“The perennial problems of landlessness and rural poverty have made farmers more vulnerable and helpless in times of calamity.”
By RONALYN V. OLEA
MANILA – Thousands of farmers have gathered in Davao City to demand calamity aid and other concrete solutions to their problems – hunger, landlessness and rights abuses.
The Farmers’ Campout for Food, Land and Justice, which began Jan. 24 and will end Jan. 27, gathered 5,000 farmers and indigenous peoples from Compostela Valley, Davao del Norte, Davao del Sur and Davao Oriental.
Two provinces and four towns in Davao region are under state of calamity due to heavy rains since last week that inundated farmlands. Based on initial damage assessment by government, agricultural damages in Davao del Norte have reached P7.42 million as of Tuesday. Initial data from the Department of Agriculture-Davao Region said the floods damaged over 2,320 hectares of land across five municipalities in the province. Banana plantations, which include cavendish, cardava, and lakatan, were the hardest hit by the flooding with damages amounting to P4.17 million.

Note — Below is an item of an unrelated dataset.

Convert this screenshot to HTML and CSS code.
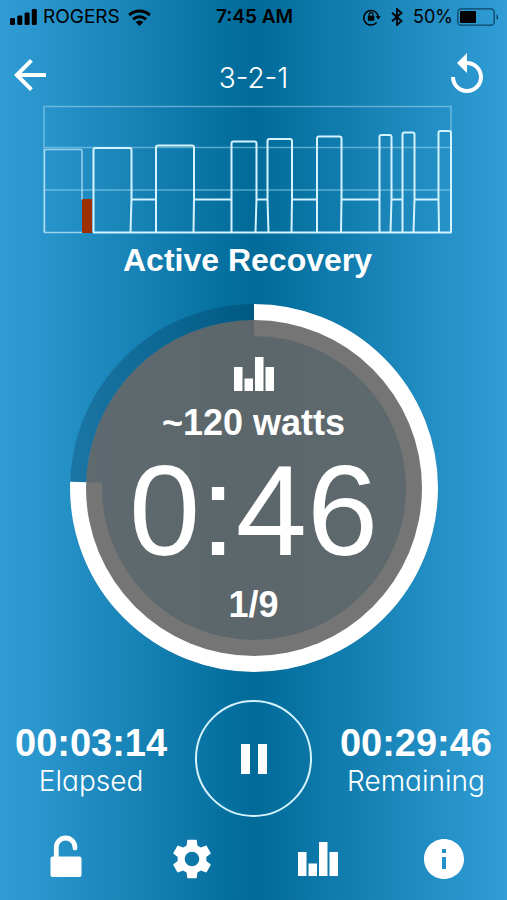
FILE: index.html
```html
<!DOCTYPE html>
<html lang="en">
<head>
<meta charset="utf-8">
<meta name="viewport" content="width=device-width, initial-scale=1">
<title>3-2-1</title>
<link rel="stylesheet" href="styles.css">
</head>
<body>
<div class="app">
  <div class="status">
    <div class="status-group">
      <svg width="27" height="16" viewBox="0 0 27 16" aria-hidden="true"><rect x="0" y="9" width="5" height="7" rx="1.2"/><rect x="7.3" y="6.5" width="5" height="9.5" rx="1.2"/><rect x="14.6" y="3.5" width="5" height="12.5" rx="1.2"/><rect x="21.8" y="0" width="5" height="16" rx="1.2"/></svg>
      <span class="carrier">ROGERS</span>
      <svg class="wifi" width="23" height="17" viewBox="0 0 23 17" aria-hidden="true"><g fill="none" stroke="#000" stroke-width="3"><path d="M1.2 6.2a14.8 14.8 0 0 1 20.6 0"/><path d="M5 10.3a9.4 9.4 0 0 1 13 0"/></g><path d="M11.5 17 7.6 13a5.5 5.5 0 0 1 7.8 0z"/></svg>
    </div>
    <span class="clock">7:45 AM</span>
    <div class="status-group status-right">
      <svg width="18" height="18" viewBox="0 0 18 18" aria-hidden="true"><path d="M13.6 14.6A7.3 7.3 0 1 1 15.3 8.6" fill="none" stroke="#000" stroke-width="1.5"/><path d="M12.6 8.2h5.2l-2.6 3.3z"/><rect x="4.9" y="7.8" width="6.4" height="5" rx=".6"/><path d="M6.2 8V6.6a1.9 1.9 0 0 1 3.8 0V8" fill="none" stroke="#000" stroke-width="1.2"/></svg>
      <svg class="bluetooth" width="12" height="18" viewBox="0 0 12 18" aria-hidden="true"><path d="M1 4.7 10.5 13 6 17V1l4.500 4L1 13.300" fill="none" stroke="#000" stroke-width="1.8"/></svg>
      <span>50%</span>
      <svg width="42" height="18" viewBox="0 0 42 18" aria-hidden="true"><rect x=".8" y=".8" width="36.400" height="16.400" rx="3.500" fill="none" stroke="#0b4565" stroke-width="1.300"/><rect x="3" y="3" width="16" height="12" rx="1"/><path d="M39.500 6.200c2.200.9 2.200 4.700 0 5.600z" fill="#0b4565"/></svg>
    </div>
  </div>

  <header class="header">
    <button class="icon-button back" type="button" aria-label="Back"><svg width="48" height="48" viewBox="0 0 24 24"><path d="M20 11H7.830l5.590-5.590L12 4l-8 8 8 8 1.410-1.410L7.830 13H20v-2z"/></svg></button>
    <h1 class="title">3-2-1</h1>
    <button class="icon-button" type="button" aria-label="Restart"><svg width="48" height="48" viewBox="0 0 24 24"><path d="M12 5V1L7 6l5 5V7c3.310 0 6 2.690 6 6s-2.690 6-6 6-6-2.690-6-6H4c0 4.420 3.580 8 8 8s8-3.580 8-8-3.580-8-8-8z"/></svg></button>
  </header>

  <main class="main">
    <section class="workout" aria-label="Workout">
      <svg class="chart" viewBox="0 0 409 129" role="img" aria-label="Workout intervals">
        <g class="grid"><path d="M1 127.500V1.500H408V127.500M1 42.500H408M1 85H408"/></g>
        <path class="done" d="M1.500 127.500V46q0-1.500 1.500-1.500H37.500q1.500 0 1.500 1.500V95M1 127.500H40"/>
        <g class="step">
          <path d="M50.500 127.500V45q0-2 2-2H86.500q2 0 2 2V94L87.500 127.500"/>
          <path d="M89 94.500H113"/>
          <path d="M113 127.500V42.500q0-2 2-2H149q2 0 2 2V94L150.500 127.500"/>
          <path d="M151 94.500H188.500"/>
          <path d="M188.500 127.500V38.500q0-2 2-2H211.500q2 0 2 2V94L212.500 127.500"/>
          <path d="M214 94.500H224"/>
          <path d="M225.500 127.500L224.500 94V36q0-2 2-2H247q2 0 2 2V94L248.500 127.500"/>
          <path d="M249 94.500H274"/>
          <path d="M274 127.500V33.500q0-2 2-2H296.500q2 0 2 2V94L298 127.500"/>
          <path d="M299 94.500H336.500"/>
          <path d="M336.500 127.500V32q0-2 2-2H346.500q2 0 2 2V94L347.500 127.500"/>
          <path d="M349 94.500H359.500"/>
          <path d="M359.500 127.500V29.500q0-2 2-2H369.500q2 0 2 2V94L370.500 127.500"/>
          <path d="M371.500 94.500H395"/>
          <path d="M396 127.500L395.500 94V28q0-2 2-2H406q2 0 2 2V127.500"/>
          <path d="M50 127.500H408.500"/>
        </g>
        <path class="current" d="M39 128V95q0-1 1-1H49V128z"/>
      </svg>
      <h2 class="phase">Active Recovery</h2>
    </section>

    <section class="dial" aria-label="Current interval">
      <svg class="dial-ring" viewBox="0 0 368 368" aria-hidden="true">
        <circle class="track" cx="184" cy="184" r="176"/>
        <circle class="progress" cx="184" cy="184" r="168" pathLength="360" stroke-dasharray="272 88" transform="rotate(-90 184 184)"/>
        <circle class="disc" cx="184" cy="184" r="168"/>
      </svg>
      <div class="dial-text">
        <svg class="bars" width="40" height="34" viewBox="0 0 40 34" aria-hidden="true"><path d="M0 10h8.500v24H0zM10.500 21.500H19V34h-8.500zM21 0h8.500v34H21zM31.500 10H40v24h-8.500z"/></svg>
        <p class="watts">~120 watts</p>
        <p class="countdown">0:46</p>
        <p class="lap">1/9</p>
      </div>
    </section>

    <section class="totals" aria-label="Totals">
      <div class="total"><span class="total-time">00:03:14</span><span class="total-label">Elapsed</span></div>
      <button class="pause" type="button" aria-label="Pause"><svg width="26" height="30" viewBox="0 0 26 30"><path d="M0 0h9v30H0zM17 0h9v30h-9z"/></svg></button>
      <div class="total"><span class="total-time">00:29:46</span><span class="total-label">Remaining</span></div>
    </section>
  </main>

  <nav class="nav">
    <button class="icon-button" type="button" aria-label="Unlock"><svg width="48" height="48" viewBox="0 0 48 48"><rect x="8.500" y="21.500" width="31" height="20.500" rx="2"/><path d="M14.300 23V12.300a9.300 9.300 0 0 1 18.600 0V13" fill="none" stroke="#fff" stroke-width="4.800" stroke-linecap="round"/></svg></button>
    <button class="icon-button" type="button" aria-label="Settings"><svg width="48" height="48" viewBox="0 0 24 24"><path d="M19.140 12.940c.04-.3.060-.610.060-.940 0-.320-.020-.640-.070-.940l2.030-1.580c.180-.140.230-.410.120-.610l-1.920-3.320c-.120-.220-.370-.290-.590-.220l-2.390.960c-.5-.380-1.030-.7-1.620-.940l-.360-2.540c-.040-.240-.240-.410-.480-.410h-3.840c-.240 0-.430.170-.470.410l-.360 2.540c-.590.240-1.130.570-1.620.940l-2.390-.960c-.220-.080-.470 0-.590.220L2.740 8.870c-.120.210-.080.470.120.610l2.030 1.580c-.050.3-.090.630-.090.940s.020.640.070.940l-2.030 1.580c-.180.140-.230.410-.120.610l1.920 3.320c.120.220.370.290.590.220l2.390-.960c.5.380 1.030.7 1.620.940l.360 2.540c.050.240.240.410.480.410h3.840c.240 0 .440-.170.470-.410l.360-2.540c.590-.240 1.130-.560 1.620-.940l2.390.960c.220.080.470 0 .590-.220l1.920-3.320c.120-.220.070-.470-.120-.610l-2.010-1.580zM12 15.600c-1.980 0-3.600-1.620-3.600-3.600s1.620-3.600 3.600-3.600 3.600 1.620 3.600 3.600-1.620 3.600-3.600 3.600z"/></svg></button>
    <button class="icon-button" type="button" aria-label="Power"><svg width="40" height="34" viewBox="0 0 40 34"><path d="M0 10h8.500v24H0zM10.500 21.500H19V34h-8.500zM21 0h8.500v34H21zM31.500 10H40v24h-8.500z"/></svg></button>
    <button class="icon-button" type="button" aria-label="Information"><svg width="48" height="48" viewBox="0 0 24 24"><path d="M12 2C6.480 2 2 6.480 2 12s4.480 10 10 10 10-4.480 10-10S17.520 2 12 2zm1 15h-2v-6h2v6zm0-8h-2V7h2v2z"/></svg></button>
  </nav>
</div>
</body>
</html>
```
FILE: styles.css
```css
* {
  box-sizing: border-box;
}

body {
  margin: 0;
  color: #fff;
  font-family: "Liberation Sans", Arial, sans-serif;
}

h1, h2, p {
  margin: 0;
}

svg {
  display: block;
}

button {
  margin: 0;
  padding: 0;
  border: 0;
  background: none;
  color: inherit;
  cursor: pointer;
}

.app {
  min-height: 100vh;
  padding-bottom: 16px;
  background: linear-gradient(90deg, #309dd6 0%, #006b99 50%, #309dd6 100%);
}

.status {
  display: grid;
  grid-template-columns: 1fr auto 1fr;
  align-items: center;
  height: 34px;
  padding: 0 8px 0 10px;
  color: #000;
  font: 400 18px/24px Inter, sans-serif;
}

.status-group {
  display: flex;
  align-items: center;
  gap: 6px;
}

.status-right {
  justify-content: flex-end;
  gap: 4px;
}

.wifi {
  margin-left: 2px;
}

.bluetooth {
  margin: 0 6px;
}

.carrier {
  font-size: 19px;
}

.clock {
  font-weight: 600;
  font-size: 19px;
}

.header {
  display: grid;
  grid-template-columns: 48px 1fr 48px;
  align-items: center;
  padding: 17px 16px 6px;
}

.title {
  padding-top: 6px;
  text-align: center;
  font: 300 28px/32px Inter, sans-serif;
}

.icon-button {
  display: grid;
  place-items: center;
  height: 48px;
}

.back {
  justify-items: start;
  margin-left: -10px;
}

.icon-button svg,
.pause svg,
.bars {
  fill: #fff;
}

.workout {
  padding: 0 55px 0 43px;
}

.chart {
  width: 100%;
  fill: none;
}

.grid {
  stroke: rgba(190, 232, 250, 0.45);
  stroke-width: 1.5;
}

.done {
  stroke: rgba(205, 240, 255, 0.7);
  stroke-width: 1.5;
}

.step {
  stroke: #d5f3ff;
  stroke-width: 2;
}

.current {
  fill: #9c3000;
}

.phase {
  padding-top: 8px;
  text-align: center;
  font-size: 32px;
  line-height: 36px;
}

.dial {
  display: grid;
  width: calc(100% - 139px);
  margin: 26px auto 0;
}

.dial-ring,
.dial-text {
  grid-area: 1 / 1;
}

.dial-ring {
  width: 100%;
}

.track {
  fill: none;
  stroke: rgba(0, 20, 40, 0.2);
  stroke-width: 16;
}

.progress {
  fill: none;
  stroke: #fff;
  stroke-width: 32;
}

.disc {
  fill: rgba(102, 102, 102, 0.9);
}

.dial-text {
  display: flex;
  flex-direction: column;
  align-items: center;
  justify-content: center;
  padding-top: 8px;
}

.watts,
.lap {
  font-size: 36px;
  font-weight: 700;
  line-height: 44px;
}

.watts {
  margin-top: 10px;
}

.countdown {
  margin: 14px 0 20px;
  font-size: 128px;
  line-height: 104px;
}

.totals {
  display: flex;
  align-items: center;
  justify-content: space-between;
  margin-top: 28px;
  padding: 0 15px;
}

.total {
  display: flex;
  flex-direction: column;
  align-items: center;
  padding-top: 4px;
}

.total-time {
  font-size: 38px;
  font-weight: 700;
  line-height: 40px;
}

.total-label {
  font: 300 28px/36px Inter, sans-serif;
  font-feature-settings: "cv11";
}

.pause {
  display: grid;
  place-items: center;
  width: 117px;
  height: 117px;
  border: 2px solid #d5f3ff;
  border-radius: 50%;
}

.nav {
  display: grid;
  grid-template-columns: repeat(4, 1fr);
  padding: 18px 0 0 3px;
}
```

Antonio Flores, secretary general of KMP, said many peasant families have yet to recover from damaging effects of last year’s drought or ‘hulaw’ then the rains and flood came.
“The perennial problems of landlessness and rural poverty have made farmers more vulnerable and helpless in times of calamity,” Flores said. “Walay bugas, walay pagkaon ang mga mag-uuma.”(The farmers have no rice, no food.)
In his privilege speech in support of the Mindanao farmers Jan. 24, Anakpawis Rep. Ariel Casilao lamented that Mindanao, touted as the “Food Basket of the Philippines” is home to millions of hungry farmers and indigenous peoples.
Government statistics shows that 11 of the 20 poorest provinces are in Mindanao.
As of the first half of 2015, poverty incidence in the Autonomous Region of Muslim Mindanao stood at 59 percent; Caraga 44 percent; Soccsksargen, 44 percent; Davao region, 27 percent; Northern Mindanao, 41 percent; Zamboanga Peninsula, 41 percent. The national poverty incidence in the same period was 26 percent.
Farmers are asking for 15,000 cavans of rice (approximately 940,000 kilos of rice) as immediate relief assistance. They are also demanding the agriculture department to provide production subsidies such as farm tools, seedlings, farm inputs, among others.
Compostela Valley farmers want a peso-increase in the buying rate of banana from the current rate of P4 per kilo, which traders sell at P8 per kilo. More than 30,000 families were displaced in the province due to the flooding.
“The farmers’ demands are all the more justified now. They have lost everything to the flood,” Flores said.
Members of the Madaum Agrarian Reform Beneficiaries Association Incorporated (Marbai) who were forcibly evicted by Lapanday Food Corporations and those from Cotabato Foundation College of Science and Technology (CFCST) have joined the protest.
In December 2016, Marbai farmers occupied the 145-hectare banana plantation awarded to them in 2010. LFC security guards opened fire at them twice, wounding ten farmers.
Farmers from CFCST demand their official installation in the more than 4,611-hectare school reservation site. They have been calling for the cancellation of the order that classified the land that they have tilled since 1967 as a school reservation site.
The protesters are calling for the enactment of House Bill 555 or the Genuine Agrarian Reform Bill, which seeks free land distribution to the tillers.
Pedro Arnado, KMP Southern Mindanao regional chairperson, called on the Government of the Republic of the Philippines (GRP) and the NDFP to come up with concrete solutions and a significant Comprehensive Agreement on Social and Economic Reforms (Caser).
Both parties just concluded the third round of talks in Rome, Italy.